‘What’s the word for the sky in your house?’ my granddaughter asked as I was putting her to bed.
‘The sky in my house?’ And I looked up towards the ceiling, imagined the open space above it, between floor joists and the roof’s wooden rafters, and I saw what she was seeing, saw it confined there as if it had forgotten to move before we’d converted the derelict barn to a home. ‘Ah, the attic,’ I said.
Fifteen years later I live in a house with no attic and sometimes I stare at the sky and wonder about all that time it was living with me and I hadn’t known.
In his Afterword to The Wonder Code Scott Mason asks, ‘… where does wonder begin?’ And answers, ‘I believe it begins with a sense of discovery.’

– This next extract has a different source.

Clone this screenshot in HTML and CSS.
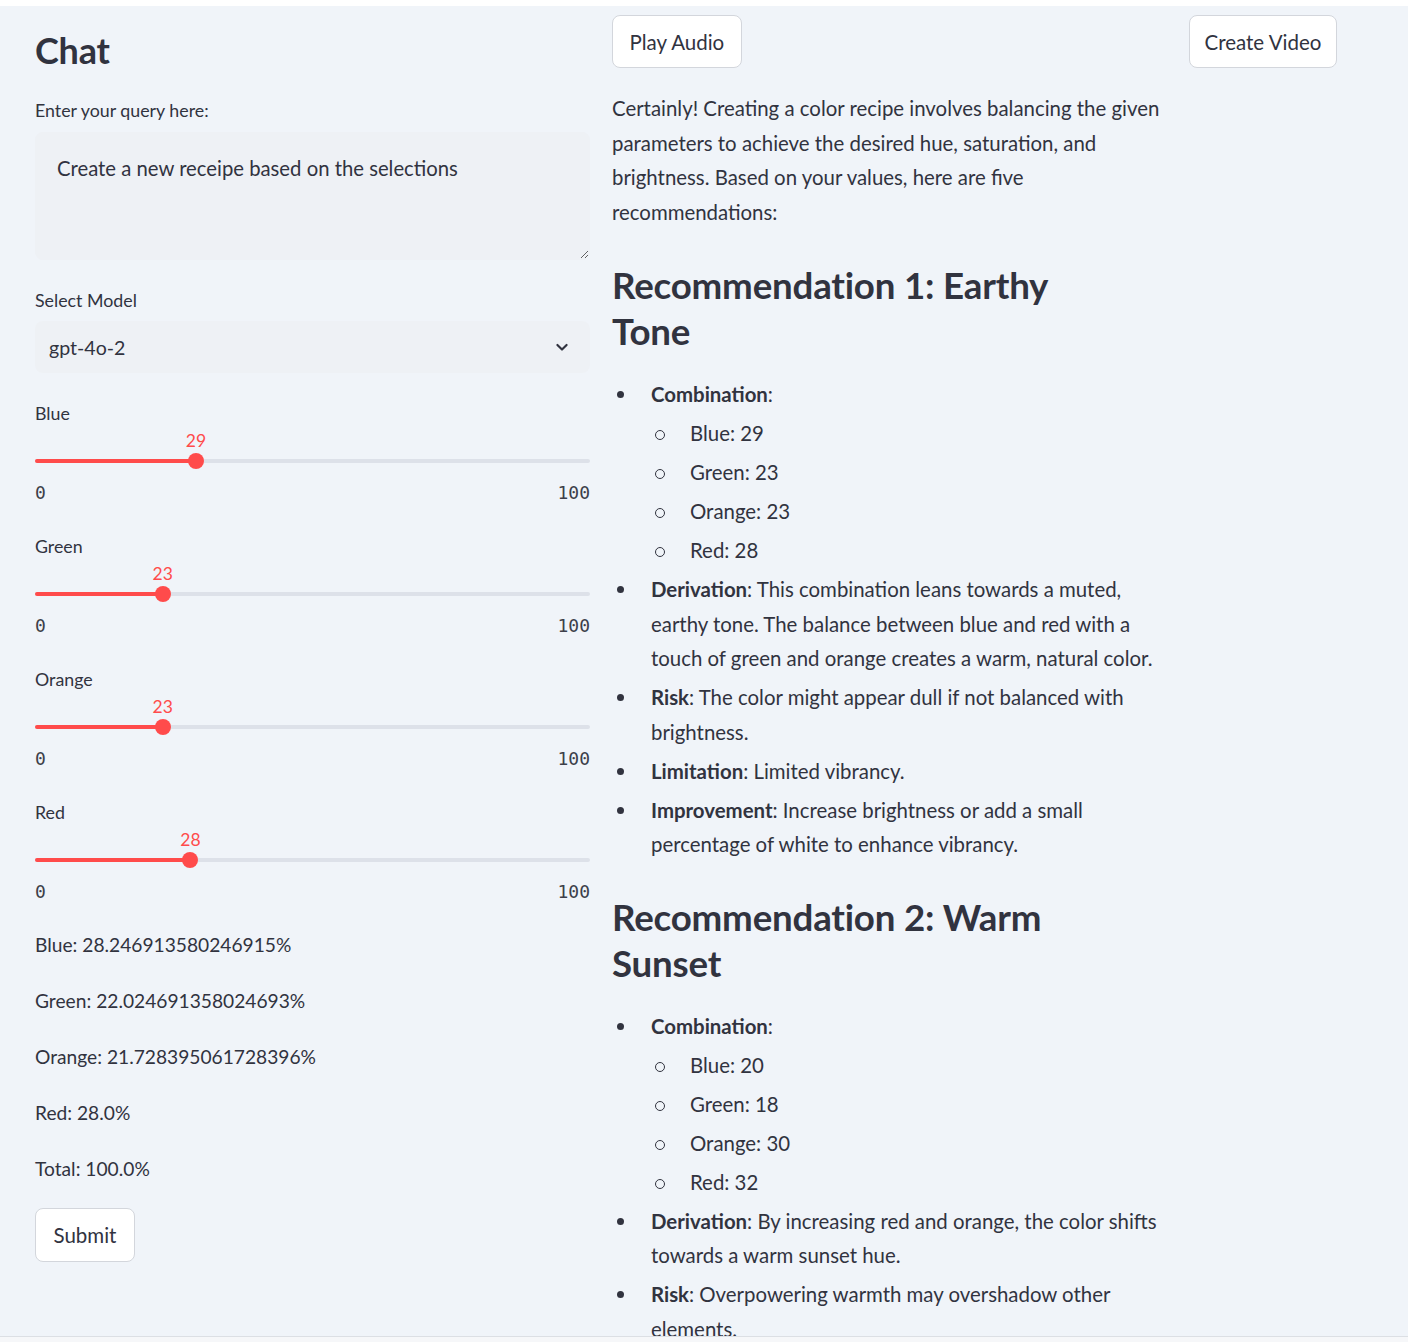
FILE: index.html
```html
<!DOCTYPE html>
<html lang="en">
<head>
<meta charset="utf-8">
<title>Chat</title>
<link rel="stylesheet" href="styles.css">
</head>
<body>
<div class="topbar"></div>
<main class="main">
  <section class="col col-left">
    <h1 class="title">Chat</h1>
    <label class="label label-query" for="q">Enter your query here:</label>
    <textarea id="q" class="textarea">Create a new receipe based on the selections</textarea>

    <div class="label">Select Model</div>
    <div class="select">
      <span class="select-value">gpt-4o-2</span>
      <svg class="chevron" width="20" height="20" viewBox="0 0 24 24"><path d="M6.5 9.5l5.5 5.5 5.5-5.5" fill="none" stroke="#31333f" stroke-width="2.6" stroke-linecap="round" stroke-linejoin="round"/></svg>
    </div>

    <div class="slider-block">
      <div class="label">Blue</div>
      <div class="slider">
        <div class="track"><div class="fill" style="width:29%"></div></div>
        <div class="thumb" style="left:29%"><span class="thumb-value">29</span></div>
      </div>
      <div class="ticks"><span>0</span><span>100</span></div>
    </div>

    <div class="slider-block">
      <div class="label">Green</div>
      <div class="slider">
        <div class="track"><div class="fill" style="width:23%"></div></div>
        <div class="thumb" style="left:23%"><span class="thumb-value">23</span></div>
      </div>
      <div class="ticks"><span>0</span><span>100</span></div>
    </div>

    <div class="slider-block">
      <div class="label">Orange</div>
      <div class="slider">
        <div class="track"><div class="fill" style="width:23%"></div></div>
        <div class="thumb" style="left:23%"><span class="thumb-value">23</span></div>
      </div>
      <div class="ticks"><span>0</span><span>100</span></div>
    </div>

    <div class="slider-block">
      <div class="label">Red</div>
      <div class="slider">
        <div class="track"><div class="fill" style="width:28%"></div></div>
        <div class="thumb" style="left:28%"><span class="thumb-value">28</span></div>
      </div>
      <div class="ticks"><span>0</span><span>100</span></div>
    </div>

    <div class="stats">
      <p>Blue: 28.246913580246915%</p>
      <p>Green: 22.024691358024693%</p>
      <p>Orange: 21.728395061728396%</p>
      <p>Red: 28.0%</p>
      <p>Total: 100.0%</p>
    </div>
    <button class="btn btn-submit">Submit</button>
  </section>

  <section class="col col-mid">
    <div class="btn-row"><button class="btn">Play Audio</button></div>
    <div class="md">
      <p>Certainly! Creating a color recipe involves balancing the given parameters to achieve the desired hue, saturation, and brightness. Based on your values, here are five recommendations:</p>
      <h2>Recommendation 1: Earthy Tone</h2>
      <ul>
        <li><strong>Combination</strong>:
          <ul>
            <li>Blue: 29</li>
            <li>Green: 23</li>
            <li>Orange: 23</li>
            <li>Red: 28</li>
          </ul>
        </li>
        <li><strong>Derivation</strong>: This combination leans towards a muted, earthy tone. The balance between blue and red with a touch of green and orange creates a warm, natural color.</li>
        <li><strong>Risk</strong>: The color might appear dull if not balanced with brightness.</li>
        <li><strong>Limitation</strong>: Limited vibrancy.</li>
        <li><strong>Improvement</strong>: Increase brightness or add a small percentage of white to enhance vibrancy.</li>
      </ul>
      <h2>Recommendation 2: Warm Sunset</h2>
      <ul>
        <li><strong>Combination</strong>:
          <ul>
            <li>Blue: 20</li>
            <li>Green: 18</li>
            <li>Orange: 30</li>
            <li>Red: 32</li>
          </ul>
        </li>
        <li><strong>Derivation</strong>: By increasing red and orange, the color shifts towards a warm sunset hue.</li>
        <li><strong>Risk</strong>: Overpowering warmth may overshadow other elements.</li>
      </ul>
    </div>
  </section>

  <section class="col col-right">
    <div class="btn-row"><button class="btn btn-video">Create Video</button></div>
  </section>
</main>
<div class="footer"></div>
</body>
</html>
```
FILE: styles.css
```css
* { box-sizing: border-box; }

html, body {
  margin: 0;
  padding: 0;
  background: #f0f4f9;
  color: #31333f;
  font-family: Lato, "Noto Sans", sans-serif;
  font-size: 20.4px;
}

.topbar {
  height: 6px;
  background: #ffffff;
}

.main {
  display: grid;
  grid-template-columns: 555px 555px 1fr;
  column-gap: 22px;
  padding: 0 35px;
  height: 1330px;
  overflow: hidden;
}

.footer {
  height: 6px;
  border-top: 1px solid #dcdfe4;
  background: #f6f7f9;
}

.col-left { padding-top: 16px; }
.col-mid, .col-right { padding-top: 9px; }

.title {
  margin: 0 0 21px;
  font-size: 36px;
  line-height: 56px;
  font-weight: 700;
  letter-spacing: -0.2px;
}

.label {
  display: block;
  font-size: 17.8px;
  line-height: 22px;
  margin-bottom: 10px;
}

.label-query { margin-bottom: 11px; }

.textarea {
  display: block;
  width: 100%;
  height: 128px;
  margin: 0 0 29px;
  padding: 19px 21px;
  border: 1px solid #eef1f5;
  border-radius: 8px;
  background: #eef1f5;
  color: #31333f;
  font-family: inherit;
  font-size: 20.3px;
  line-height: 32px;
  resize: vertical;
  outline: none;
}

.select {
  display: flex;
  align-items: center;
  justify-content: space-between;
  height: 52px;
  padding: 0 18px 0 14px;
  border-radius: 8px;
  background: #eef1f5;
  margin-bottom: 29px;
}

.select-value { font-size: 19.6px; }

.chevron { display: block; }

.slider-block { margin-bottom: 31px; }
.slider-block .label { margin-bottom: 0; }

.slider {
  position: relative;
  height: 56px;
}

.track {
  position: absolute;
  left: 0;
  right: 0;
  top: 35px;
  height: 4px;
  border-radius: 2px;
  background: #dde1e9;
}

.fill {
  height: 100%;
  border-radius: 2px;
  background: #ff4b4b;
}

.thumb {
  position: absolute;
  top: 29px;
  width: 16px;
  height: 16px;
  margin-left: -8px;
  border-radius: 50%;
  background: #ff4b4b;
}

.thumb-value {
  position: absolute;
  left: 50%;
  bottom: 18px;
  transform: translateX(-50%);
  color: #ff4b4b;
  font-size: 17.5px;
  line-height: 20px;
  white-space: nowrap;
}

.ticks {
  display: flex;
  justify-content: space-between;
  font-family: "DejaVu Sans Mono", "Liberation Mono", monospace;
  font-size: 18px;
  line-height: 24px;
  color: #3d3f4a;
  margin-top: 1px;
}

.slider-block .ticks { margin-bottom: -1px; }

.stats { margin-top: -6px; }
.stats p {
  margin: 0 0 24px;
  font-size: 19.2px;
  line-height: 32px;
}

.btn {
  display: inline-block;
  height: 54px;
  padding: 0 16.5px;
  border: 1px solid #d3d6dc;
  border-radius: 8px;
  background: #ffffff;
  color: #31333f;
  font-family: inherit;
  font-size: 20.5px;
  cursor: pointer;
}

.btn-submit { margin-top: -1px; padding: 0 17.5px; }

.col-mid .btn, .col-right .btn { height: 53px; }

.btn-video { padding: 0 14.5px; }

.md { margin-top: 23px; }

.md p {
  margin: 0 0 33px;
  line-height: 34.5px;
}

.md h2 {
  margin: 0 0 23px;
  padding-right: 45px;
  font-size: 36.7px;
  line-height: 46px;
  font-weight: 700;
  letter-spacing: -0.2px;
}

.md ul {
  margin: 0 0 32px;
  padding-left: 39px;
  list-style: none;
}

.md ul ul {
  margin: 0;
  padding-left: 39px;
}

.md li {
  position: relative;
  line-height: 34.5px;
  margin-top: 4.5px;
}

.md li::before {
  content: "";
  position: absolute;
  left: -34px;
  top: 14px;
  width: 7px;
  height: 7px;
  border-radius: 50%;
  background: #31333f;
}

.md ul ul li::before {
  left: -35px;
  width: 8px;
  height: 8px;
  background: transparent;
  border: 1.2px solid #31333f;
}

.md ul > li:first-child { margin-top: 0; }
.md ul ul > li:first-child { margin-top: 4.5px; }

.md strong { font-weight: 700; }
```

discover (v.) from the Old French descovrir, which meant, satisfyingly in the above context, to unroof, and also to unveil, to reveal.
We discover things when we lift the veils of self-importance, fear, indifference, cynicism, intolerance, impatience. We discover things when we do not assume we already know everything.
swallowtail
maybe I’ll
say yes i
The Wonder Code is many things: a guide to writing haiku, a meditation on haiku practice, an anthology and a philosophical manifesto. It is also a tribute to the 285 poets whose work appears here, collated from the pages of the American haiku journal, The Heron’s Nest. The haiku, presented in five separate ‘Galleries’, with a sixth gallery showcasing Mason’s own work, are introduced to us through a series of reflective essays.

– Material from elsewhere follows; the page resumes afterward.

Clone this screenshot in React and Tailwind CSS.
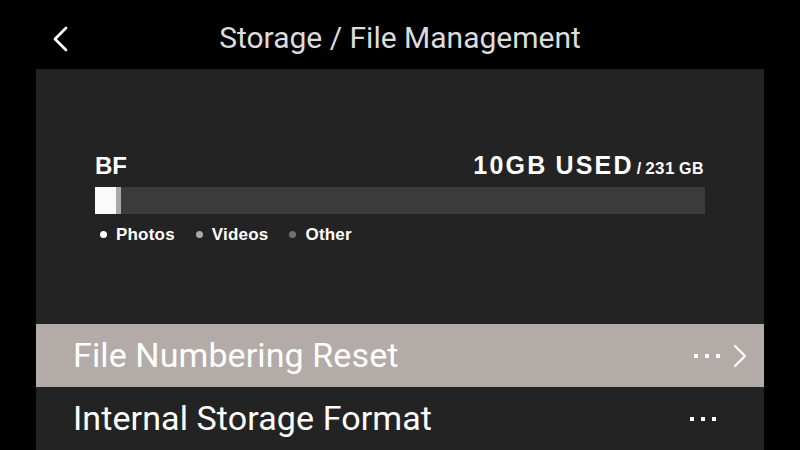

We are shown small things (‘Think Small’):
afternoon tea
each ant takes away
a granule of light ii
The sensory (‘Come to Your Senses’):
firelight
the hiss and crackle
of an old LP iii
The seasonal (‘Feel the Moment’):
summer stars
my children ask me
to name a favourite iv
Surprising things (‘Prepare for Surprise’):
winter funeral
we face our mortality
in high heels on ice v
And the satisfying (‘Only Connect’):
setting sun
my mother picks
the last tomato vi
The Wonder Code is a compact but enjoyably heavy book that opens comfortably in one hand. Its satin boards and yellow endpapers are as charming and cheerful as smiles. The font and text-size are easy on the eyes. And Mason is a writer with his readers’ interests at heart. He is serious without ever being solemn; he is informative and celebratory. And his own haiku illustrate an absolute engagement with the deceptive simplicity of haiku writing: the challenge of creating two parts that ‘ignite’ and produce the startling heat of veracity.
slave burial ground
a mourning dove
we can only hear vii
My granddaughter was a city kid, more at ease with London’s squalling traffic and hurly burly streets than the unfamiliar quietness of woodland tracks, the distant horizons of open fields. Each visit to our house in the countryside led to discoveries: the sound of woodpeckers, a camp made with fallen branches, the persistent tingle and itch of nettles, and once, on a trip to a local farm, the petting of a lamb.
‘It feels like porridge,’ she exclaimed as she ran her palm across its tight woolly coat.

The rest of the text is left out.